9. NAV is a meaningless number
The NAV of the fund has no impact on the returns it will deliver in the future.
Let’s assume you plan to invest in an index fund and you have two choices – Fund A is a new fund with an NAV of Rs. 10, which will mimic the Nifty and a Fund B, which is an existing Nifty index fund with an NAV of Rs. 200.
Suppose you invest Rs. 10,000 in Fund A and Rs. 10,000 in Fund B. You will get 1000 units of Fund A and 20 units of Fund B. After 1 year, the Nifty has appreciated by 25%, which means that both funds would have also appreciated by 25%, as they are a replica of the Nifty.
So after 1 year, the NAV of Fund A would become Rs. 12.50 and that of Fund B Rs. 250. But what is the value of your two investments? Fund A would now be Rs. 12,500 (1000 units * Rs. 12.50/unit) and Fund B also would be Rs. 12,500 (20 units * Rs. 250/unit).
The bottom line is that don’t bother about the NAV of a mutual fund, as you might do for the price of a share.
10. Dividend or Growth?
Like NAV, it is immaterial whether you choose the dividend option or growth option as far as the performance of the fund is concerned. In fact, even though you have different options, the underlying fund is the same. As such, the basic returns from all the three options i.e. growth or dividend payout or dividend reinvestment will be the same.
However, the final returns in your hand could be different due to taxation.

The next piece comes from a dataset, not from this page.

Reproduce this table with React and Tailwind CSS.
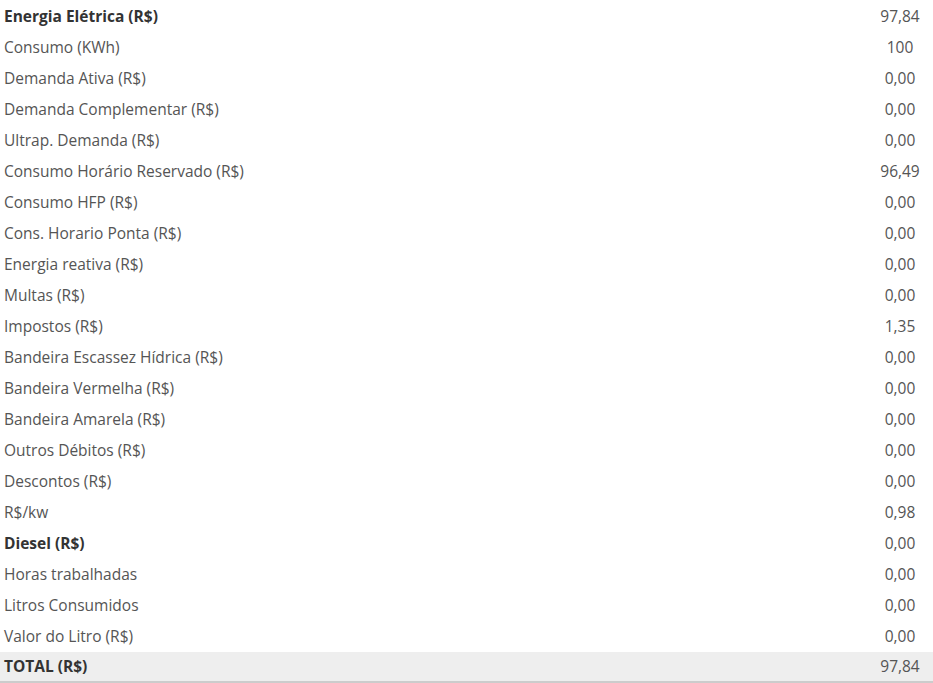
import React from 'react';

const rows = [
  { label: 'Energia Elétrica (R$)', value: '97,84', bold: true },
  { label: 'Consumo (KWh)', value: '100' },
  { label: 'Demanda Ativa (R$)', value: '0,00' },
  { label: 'Demanda Complementar (R$)', value: '0,00' },
  { label: 'Ultrap. Demanda (R$)', value: '0,00' },
  { label: 'Consumo Horário Reservado (R$)', value: '96,49' },
  { label: 'Consumo HFP (R$)', value: '0,00' },
  { label: 'Cons. Horario Ponta (R$)', value: '0,00' },
  { label: 'Energia reativa (R$)', value: '0,00' },
  { label: 'Multas (R$)', value: '0,00' },
  { label: 'Impostos (R$)', value: '1,35' },
  { label: 'Bandeira Escassez Hídrica (R$)', value: '0,00' },
  { label: 'Bandeira Vermelha (R$)', value: '0,00' },
  { label: 'Bandeira Amarela (R$)', value: '0,00' },
  { label: 'Outros Débitos (R$)', value: '0,00' },
  { label: 'Descontos (R$)', value: '0,00' },
  { label: 'R$/kw', value: '0,98' },
  { label: 'Diesel (R$)', value: '0,00', bold: true },
  { label: 'Horas trabalhadas', value: '0,00' },
  { label: 'Litros Consumidos', value: '0,00' },
  { label: 'Valor do Litro (R$)', value: '0,00' },
];

export default function App() {
  return (
    <div className="w-[933px] h-[683px] bg-white pt-[1px] text-[15.5px] text-[#555] font-['Open_Sans',sans-serif] overflow-hidden">
      {rows.map((r, i) => (
        <div key={i} className="flex items-center h-[31px]">
          <span className={`flex-1 pl-[4px] ${r.bold ? 'font-bold text-[#333]' : ''}`}>{r.label}</span>
          <span className="w-[62px] mr-[2px] text-center">{r.value}</span>
        </div>
      ))}
      <div className="flex items-center h-[31px] bg-[#eeeeee] border-b-2 border-[#cccccc]">
        <span className="flex-1 pl-[4px] font-bold text-[#333]">TOTAL (R$)</span>
        <span className="w-[62px] mr-[2px] text-center">97,84</span>
      </div>
    </div>
  );
}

Tax rates are different, depending on whether you get this return in the form of dividend or capital gains. Therefore, the post-tax returns in your hand may vary depending on your tax profile. As such, you have to choose the option from the point of view of where your tax will be minimal and not from the point of view of the returns.
To keep things simple, just remember to opt for growth option if your investment horizon is more than 1 year and dividend option for less than 1 year (assuming you are in the highest tax-bracket).